◆ Supplied data

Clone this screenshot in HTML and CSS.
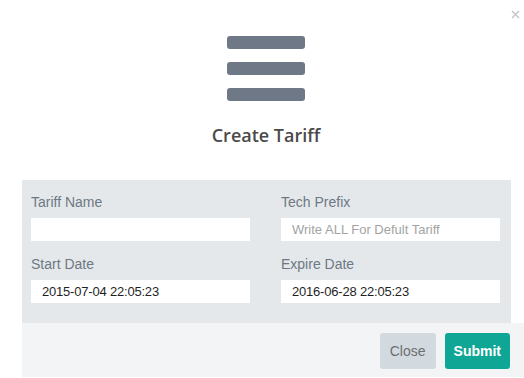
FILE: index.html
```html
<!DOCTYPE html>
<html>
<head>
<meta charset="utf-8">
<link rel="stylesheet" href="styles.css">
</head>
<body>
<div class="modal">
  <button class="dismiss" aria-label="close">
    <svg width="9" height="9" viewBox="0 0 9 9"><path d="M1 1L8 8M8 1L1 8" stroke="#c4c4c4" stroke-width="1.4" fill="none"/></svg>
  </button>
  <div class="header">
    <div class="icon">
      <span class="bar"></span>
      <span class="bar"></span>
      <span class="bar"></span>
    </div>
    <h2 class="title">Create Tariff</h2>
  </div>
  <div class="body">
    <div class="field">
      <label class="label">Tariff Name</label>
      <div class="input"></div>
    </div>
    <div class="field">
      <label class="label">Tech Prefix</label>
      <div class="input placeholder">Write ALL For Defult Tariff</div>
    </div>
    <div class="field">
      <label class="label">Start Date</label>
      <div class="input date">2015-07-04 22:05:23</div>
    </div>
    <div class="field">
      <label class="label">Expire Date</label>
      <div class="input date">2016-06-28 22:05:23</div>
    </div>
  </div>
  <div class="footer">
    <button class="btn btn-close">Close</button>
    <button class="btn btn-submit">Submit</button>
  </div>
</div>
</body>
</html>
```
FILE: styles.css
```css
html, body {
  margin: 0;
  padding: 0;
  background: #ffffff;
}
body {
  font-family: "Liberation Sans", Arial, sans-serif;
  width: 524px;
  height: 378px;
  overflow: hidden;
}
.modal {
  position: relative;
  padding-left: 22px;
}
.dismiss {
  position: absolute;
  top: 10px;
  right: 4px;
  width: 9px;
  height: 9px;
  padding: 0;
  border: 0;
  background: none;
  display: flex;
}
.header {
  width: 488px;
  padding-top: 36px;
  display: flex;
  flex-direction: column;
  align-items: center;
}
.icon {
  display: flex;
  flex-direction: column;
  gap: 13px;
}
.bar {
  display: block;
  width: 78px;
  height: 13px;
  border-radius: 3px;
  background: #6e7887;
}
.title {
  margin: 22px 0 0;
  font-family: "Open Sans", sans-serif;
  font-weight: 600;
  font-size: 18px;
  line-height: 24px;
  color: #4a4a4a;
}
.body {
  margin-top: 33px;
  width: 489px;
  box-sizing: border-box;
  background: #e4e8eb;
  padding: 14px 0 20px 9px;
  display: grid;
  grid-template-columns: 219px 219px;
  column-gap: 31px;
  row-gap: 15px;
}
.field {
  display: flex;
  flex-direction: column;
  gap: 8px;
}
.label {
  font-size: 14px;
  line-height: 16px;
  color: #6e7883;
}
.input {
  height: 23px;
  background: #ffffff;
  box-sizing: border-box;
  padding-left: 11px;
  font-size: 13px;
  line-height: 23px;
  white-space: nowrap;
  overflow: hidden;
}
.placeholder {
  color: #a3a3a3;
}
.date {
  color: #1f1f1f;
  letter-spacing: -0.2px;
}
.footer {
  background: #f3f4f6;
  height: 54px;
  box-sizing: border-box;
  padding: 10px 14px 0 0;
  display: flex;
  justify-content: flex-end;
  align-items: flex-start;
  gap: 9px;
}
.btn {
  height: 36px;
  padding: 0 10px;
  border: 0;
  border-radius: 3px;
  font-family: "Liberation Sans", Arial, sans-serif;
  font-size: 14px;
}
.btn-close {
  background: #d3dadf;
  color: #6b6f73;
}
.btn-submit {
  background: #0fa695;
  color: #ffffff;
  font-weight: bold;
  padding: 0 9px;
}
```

◆ Prompt
Leave out the pictures and copy the rest of the material above exactly.

◆ Worked answer
Clone this screenshot in HTML and CSS.
FILE: index.html
```html
<!DOCTYPE html>
<html>
<head>
<meta charset="utf-8">
<link rel="stylesheet" href="styles.css">
</head>
<body>
<div class="modal">
  <button class="dismiss" aria-label="close">
    <svg width="9" height="9" viewBox="0 0 9 9"><path d="M1 1L8 8M8 1L1 8" stroke="#c4c4c4" stroke-width="1.4" fill="none"/></svg>
  </button>
  <div class="header">
    <div class="icon">
      <span class="bar"></span>
      <span class="bar"></span>
      <span class="bar"></span>
    </div>
    <h2 class="title">Create Tariff</h2>
  </div>
  <div class="body">
    <div class="field">
      <label class="label">Tariff Name</label>
      <div class="input"></div>
    </div>
    <div class="field">
      <label class="label">Tech Prefix</label>
      <div class="input placeholder">Write ALL For Defult Tariff</div>
    </div>
    <div class="field">
      <label class="label">Start Date</label>
      <div class="input date">2015-07-04 22:05:23</div>
    </div>
    <div class="field">
      <label class="label">Expire Date</label>
      <div class="input date">2016-06-28 22:05:23</div>
    </div>
  </div>
  <div class="footer">
    <button class="btn btn-close">Close</button>
    <button class="btn btn-submit">Submit</button>
  </div>
</div>
</body>
</html>
```
FILE: styles.css
```css
html, body {
  margin: 0;
  padding: 0;
  background: #ffffff;
}
body {
  font-family: "Liberation Sans", Arial, sans-serif;
  width: 524px;
  height: 378px;
  overflow: hidden;
}
.modal {
  position: relative;
  padding-left: 22px;
}
.dismiss {
  position: absolute;
  top: 10px;
  right: 4px;
  width: 9px;
  height: 9px;
  padding: 0;
  border: 0;
  background: none;
  display: flex;
}
.header {
  width: 488px;
  padding-top: 36px;
  display: flex;
  flex-direction: column;
  align-items: center;
}
.icon {
  display: flex;
  flex-direction: column;
  gap: 13px;
}
.bar {
  display: block;
  width: 78px;
  height: 13px;
  border-radius: 3px;
  background: #6e7887;
}
.title {
  margin: 22px 0 0;
  font-family: "Open Sans", sans-serif;
  font-weight: 600;
  font-size: 18px;
  line-height: 24px;
  color: #4a4a4a;
}
.body {
  margin-top: 33px;
  width: 489px;
  box-sizing: border-box;
  background: #e4e8eb;
  padding: 14px 0 20px 9px;
  display: grid;
  grid-template-columns: 219px 219px;
  column-gap: 31px;
  row-gap: 15px;
}
.field {
  display: flex;
  flex-direction: column;
  gap: 8px;
}
.label {
  font-size: 14px;
  line-height: 16px;
  color: #6e7883;
}
.input {
  height: 23px;
  background: #ffffff;
  box-sizing: border-box;
  padding-left: 11px;
  font-size: 13px;
  line-height: 23px;
  white-space: nowrap;
  overflow: hidden;
}
.placeholder {
  color: #a3a3a3;
}
.date {
  color: #1f1f1f;
  letter-spacing: -0.2px;
}
.footer {
  background: #f3f4f6;
  height: 54px;
  box-sizing: border-box;
  padding: 10px 14px 0 0;
  display: flex;
  justify-content: flex-end;
  align-items: flex-start;
  gap: 9px;
}
.btn {
  height: 36px;
  padding: 0 10px;
  border: 0;
  border-radius: 3px;
  font-family: "Liberation Sans", Arial, sans-serif;
  font-size: 14px;
}
.btn-close {
  background: #d3dadf;
  color: #6b6f73;
}
.btn-submit {
  background: #0fa695;
  color: #ffffff;
  font-weight: bold;
  padding: 0 9px;
}
```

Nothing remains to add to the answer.